I used drylok over concrete on my BG and now swear by it. Water tested fine, no leaching. Added fish after 7 days they are just fine. Have regularly checked PH with no variations over the last 5 weeks. Drylok was simple to mix with quikrete conrete colors and apply with a brush, just like painting with latex.








Got mine @ Lowes


----------



## mightyevil (Oct 23, 2008)

Voting for Drylok as well, it can create amazing colors!


----------



## smichael (Feb 1, 2010)

Malawi_Junkie said:


> I used drylok over concrete on my BG and now swear by it. Water tested fine, no leaching. Added fish after 7 days they are just fine. Have regularly checked PH with no variations over the last 5 weeks. Drylok was simple to mix with quikrete conrete colors and apply with a brush, just like painting with latex.
> 
> 
> 
> ...


*** also seen people use just drylok over stryo, looked great, and no leaching process.


----------



## Malawi_Junkie (Nov 26, 2009)

This is true next time I will skip the concrete.
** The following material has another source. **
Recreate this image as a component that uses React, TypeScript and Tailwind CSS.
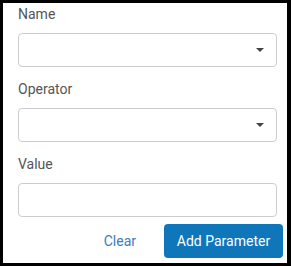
import React from "react";

function Caret() {
  return (
    <svg width="8" height="4" viewBox="0 0 8 4" className="block">
      <path d="M0 0 L8 0 L4 4 Z" fill="#444" />
    </svg>
  );
}

function SelectBox() {
  return (
    <div className="w-[259px] h-[34px] border border-[#cccccc] rounded-[4px] bg-white flex items-center justify-end pr-[12px]">
      <Caret />
    </div>
  );
}

function Label({ children }: { children: React.ReactNode }) {
  return <div className="h-[20px] leading-[20px] text-[14px] text-[#555555] mb-[9px]">{children}</div>;
}

export default function App() {
  return (
    <div className="w-[291px] h-[266px] bg-black pt-[3px] pl-[3px]" style={{ fontFamily: "Roboto, 'Liberation Sans', sans-serif" }}>
      <div className="w-[284px] h-[260px] bg-white pl-[15px] pt-[1px] flex flex-col">
        <Label>Name</Label>
        <SelectBox />
        <div className="h-[12px]" />
        <Label>Operator</Label>
        <SelectBox />
        <div className="h-[12px]" />
        <Label>Value</Label>
        <div className="w-[259px] h-[34px] border border-[#cccccc] rounded-[4px] bg-white" />
        <div className="flex items-center justify-end w-[265px] mt-[7px]">
          <span className="text-[14px] text-[#3a7cc0] mr-[28px]">Clear</span>
          <button className="w-[119px] h-[34px] rounded-[4px] bg-[#1076ba] text-white text-[14px] font-normal">Add Parameter</button>
        </div>
      </div>
    </div>
  );
}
My BG is 4 peices and 2 of them have no concrete, you really can't tell the difference.


----------



## oscars4me (Feb 22, 2009)

opcorn:


----------



## smichael (Feb 1, 2010)

Well *** finished the first coat of epoxy. Now to let it dry, sand and start on the second coat. Maybe ill start on the background while I wait, hmmmm


----------



## newfisher (Dec 20, 2008)

Epoxy is not paint ... it does not need to "dry" between coats. It's always better to apply epoxy coats wet on wet, before the earlier coat has a chance to fully cure (when it's past liquid but still very tacky), which then allows the coats to more strongly bond, chemically. As such, there is no need at all to sand between coats.

Depending on the hardener and room humidity, epoxy may form a waxy layer (called amine blush) on the cured surface, which will cause subsequent coats to delaminate. Amine must be washed off ... sanding will not remove it, but only spread it around. Amine blush is water soluble, so it's relatively easy to remove, but your tank will need to be scrubbed with a stiff brush, then rinsed off with a hose.

Once cured (and washed to remove amine blush), because of its glossy finish, epoxy must be sanded between coats to provide a proper mechanical bond, because once cured, a chemical bond is no longer possible. However, a mechanical bond from sanding is way inferior to a chemical bond. Sanding also removes epoxy, which you've paid dearly to put on in the first place.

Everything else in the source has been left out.